» **Description of the task**
Extract the lines of the material below, beginning with the first and ending with the line that holds "items-end justify-center border-r". Skip every picture.

» **Dataset section**
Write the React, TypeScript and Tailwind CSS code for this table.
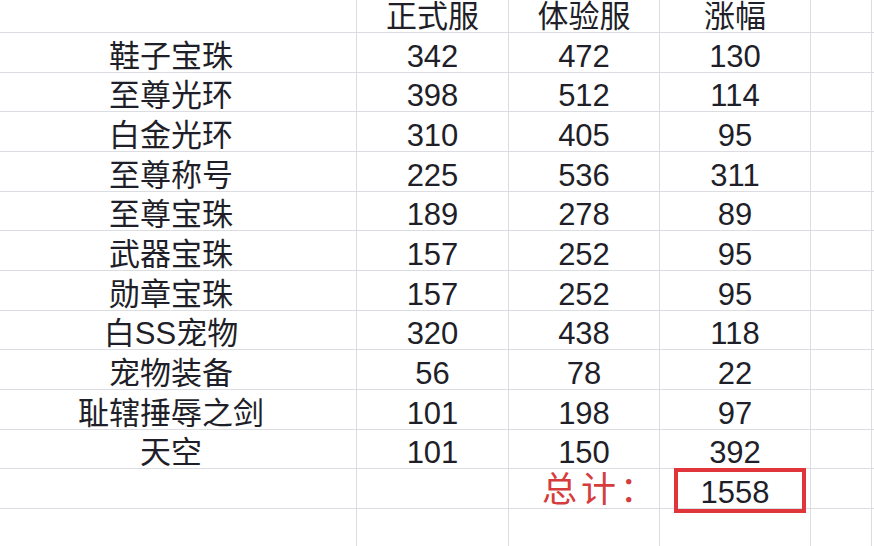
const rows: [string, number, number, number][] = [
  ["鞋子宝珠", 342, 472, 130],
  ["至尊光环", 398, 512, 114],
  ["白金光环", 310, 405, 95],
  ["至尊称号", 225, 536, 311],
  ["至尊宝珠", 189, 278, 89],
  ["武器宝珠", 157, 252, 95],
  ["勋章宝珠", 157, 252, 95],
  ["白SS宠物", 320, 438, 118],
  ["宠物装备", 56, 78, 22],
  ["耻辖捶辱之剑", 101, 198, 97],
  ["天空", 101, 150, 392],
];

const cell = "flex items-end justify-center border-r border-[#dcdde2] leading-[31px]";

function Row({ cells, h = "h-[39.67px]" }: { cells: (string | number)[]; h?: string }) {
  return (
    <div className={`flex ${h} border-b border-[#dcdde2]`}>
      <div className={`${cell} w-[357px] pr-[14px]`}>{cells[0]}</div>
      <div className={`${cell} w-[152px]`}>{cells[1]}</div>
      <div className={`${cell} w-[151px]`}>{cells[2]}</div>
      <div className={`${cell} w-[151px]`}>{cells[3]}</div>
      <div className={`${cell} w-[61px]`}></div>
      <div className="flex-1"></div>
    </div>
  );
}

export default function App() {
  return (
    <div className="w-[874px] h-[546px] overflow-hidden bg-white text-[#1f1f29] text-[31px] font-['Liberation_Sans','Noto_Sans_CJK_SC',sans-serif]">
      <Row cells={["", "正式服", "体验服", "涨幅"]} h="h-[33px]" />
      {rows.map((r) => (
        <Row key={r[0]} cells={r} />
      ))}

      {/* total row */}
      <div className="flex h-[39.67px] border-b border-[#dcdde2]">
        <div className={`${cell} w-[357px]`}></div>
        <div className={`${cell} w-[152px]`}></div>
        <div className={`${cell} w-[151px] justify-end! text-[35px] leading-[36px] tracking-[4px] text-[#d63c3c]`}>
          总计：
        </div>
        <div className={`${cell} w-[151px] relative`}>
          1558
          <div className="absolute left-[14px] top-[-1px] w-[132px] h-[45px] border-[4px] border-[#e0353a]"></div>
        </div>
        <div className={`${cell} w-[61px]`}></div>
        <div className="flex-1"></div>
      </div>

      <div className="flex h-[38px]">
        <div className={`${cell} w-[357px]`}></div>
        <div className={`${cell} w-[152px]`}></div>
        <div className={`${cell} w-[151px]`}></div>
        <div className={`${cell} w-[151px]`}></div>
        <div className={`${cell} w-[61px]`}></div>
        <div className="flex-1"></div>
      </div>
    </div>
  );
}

» **Problem solution**
Write the React, TypeScript and Tailwind CSS code for this table.
const rows: [string, number, number, number][] = [
  ["鞋子宝珠", 342, 472, 130],
  ["至尊光环", 398, 512, 114],
  ["白金光环", 310, 405, 95],
  ["至尊称号", 225, 536, 311],
  ["至尊宝珠", 189, 278, 89],
  ["武器宝珠", 157, 252, 95],
  ["勋章宝珠", 157, 252, 95],
  ["白SS宠物", 320, 438, 118],
  ["宠物装备", 56, 78, 22],
  ["耻辖捶辱之剑", 101, 198, 97],
  ["天空", 101, 150, 392],
];

const cell = "flex items-end justify-center border-r border-[#dcdde2] leading-[31px]";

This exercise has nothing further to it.